Como as cópias em película eram caras, nem todos os filmes chegavam ao Brasil com a quantidade necessária para atender rapidamente a demanda. Se um título fizesse sucesso repentino, esse atraso poderia ser ainda maior e o exibidor aguardaria com ansiedade a liberação das latas vindas da capital. Com a entrada do VHS e, posteriormente, do DVD, esse problema ficou difícil de ser contornado. Mesmo sem contar com a pirataria, Roberto recorda de receber as latas de um filme quase ao mesmo tempo em que as caixas com os DVDs aportavam nas videolocadoras, inclusive na que funcionava estrategicamente em frente ao cinema. Hoje, a locadora fechou e os HDs contendo a versão digitalizada dos filmes são despachados ao mesmo tempo tanto para capitais quanto para o interior. O cinema dos Levy, na pequena Três Passos, exibe um sucesso de Hollywood, na estreia, como qualquer sala do circuito comercial mundial.

Atualmente, o Cine Globo funciona praticamente o dia inteiro e de segunda a segunda, sendo raro encontrar a sala com as portas fechadas.

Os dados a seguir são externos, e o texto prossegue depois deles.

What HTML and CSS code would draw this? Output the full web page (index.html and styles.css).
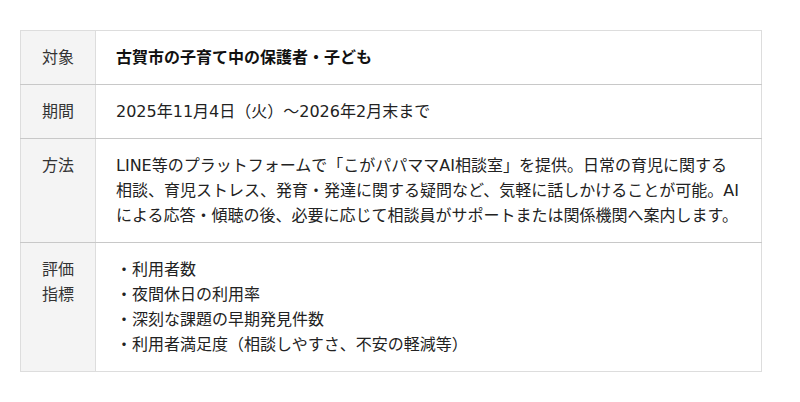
FILE: index.html
```html
<!DOCTYPE html>
<html lang="ja">
<head>
<meta charset="utf-8">
<link rel="stylesheet" href="styles.css">
</head>
<body>
<div class="wrap">
<table class="info">
  <tr>
    <th>対象</th>
    <td class="strong">古賀市の子育て中の保護者・子ども</td>
  </tr>
  <tr>
    <th>期間</th>
    <td>2025年11月4日（火）～2026年2月末まで</td>
  </tr>
  <tr>
    <th>方法</th>
    <td>LINE等のプラットフォームで「こがパパママAI相談室」を提供。日常の育児に関する相談、育児ストレス、発育・発達に関する疑問など、気軽に話しかけることが可能。AIによる応答・傾聴の後、必要に応じて相談員がサポートまたは関係機関へ案内します。</td>
  </tr>
  <tr>
    <th>評価<br>指標</th>
    <td>
      <ul class="list">
        <li>・利用者数</li>
        <li>・夜間休日の利用率</li>
        <li>・深刻な課題の早期発見件数</li>
        <li>・利用者満足度（相談しやすさ、不安の軽減等）</li>
      </ul>
    </td>
  </tr>
</table>
</div>
</body>
</html>
```

FILE: styles.css
```css
html, body {
  margin: 0;
  padding: 0;
  background: #fff;
}
body {
  font-family: "DejaVu Sans", "Noto Sans CJK JP", sans-serif;
  font-size: 16px;
  color: #222;
}
.wrap {
  padding: 30px 0 0 20px;
}
.info {
  width: 742px;
  border-collapse: collapse;
  border: 1px solid #ddd;
}
.info th,
.info td {
  line-height: 25px;
  padding: 14px 20px;
  border-top: 1px solid #c8c8c8;
  border-bottom: 1px solid #c8c8c8;
  vertical-align: top;
  text-align: left;
}
.info tr:first-child th,
.info tr:first-child td {
  border-top: 1px solid #ddd;
}
.info tr:last-child th,
.info tr:last-child td {
  border-bottom: 1px solid #ddd;
}
.info th {
  width: 34px;
  font-weight: normal;
  text-align: center;
  background: #f4f4f4;
  color: #333;
  border-right: 1px solid #ddd;
}
.info td.strong {
  font-weight: bold;
  color: #111;
}
.list {
  list-style: none;
  margin: 0;
  padding: 0;
}
```
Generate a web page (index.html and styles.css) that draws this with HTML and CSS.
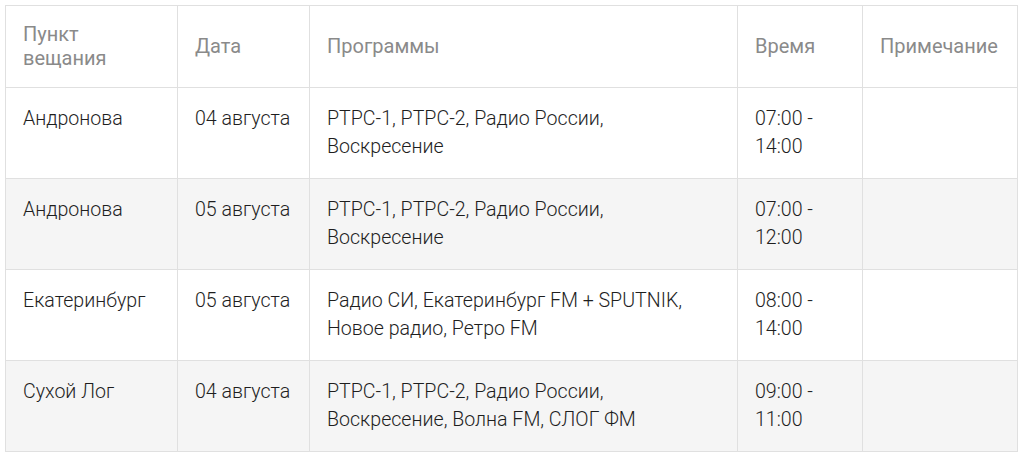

Desde 2015, com a entrada do Digital, Levy Filho busca ofertar ao público uma variedade de títulos distribuídos em quatro sessões, de domingo a quinta-feira, às 14h, 16h, 18h e 21h. Dependendo do lançamento da semana, o empresário abre sessão-extra na sexta e no sábado, para o horário das 23h. O quadro de funcionários conta com um gerente e quatro atendentes que são responsáveis pela operação da sala.

Só que a tecnologia não impacta somente na qualidade da exibição ou na logística responsável por permitir uma maior variedade de títulos disponíveis para os frequentadores. Como o Cine Globo é a única opção num raio de oitenta quilômetros e que concentra até 21 municípios, algumas pessoas dirigem mais de uma hora para chegar até o cinema e não foram poucas as ocasiões em que encontraram a sessão lotada. Para contornar o problema e evitar a frustração do público, Levy Filho investiu, em 2019, num aplicativo online e agora consegue ter com antecedência uma parcial dos ingressos vendidos para cada sessão. Tudo para permitir a melhor experiência possível aos clientes e formar uma plateia fiel, exatamente como Júlio Bertin e Alberto Abraão, na década de 1940.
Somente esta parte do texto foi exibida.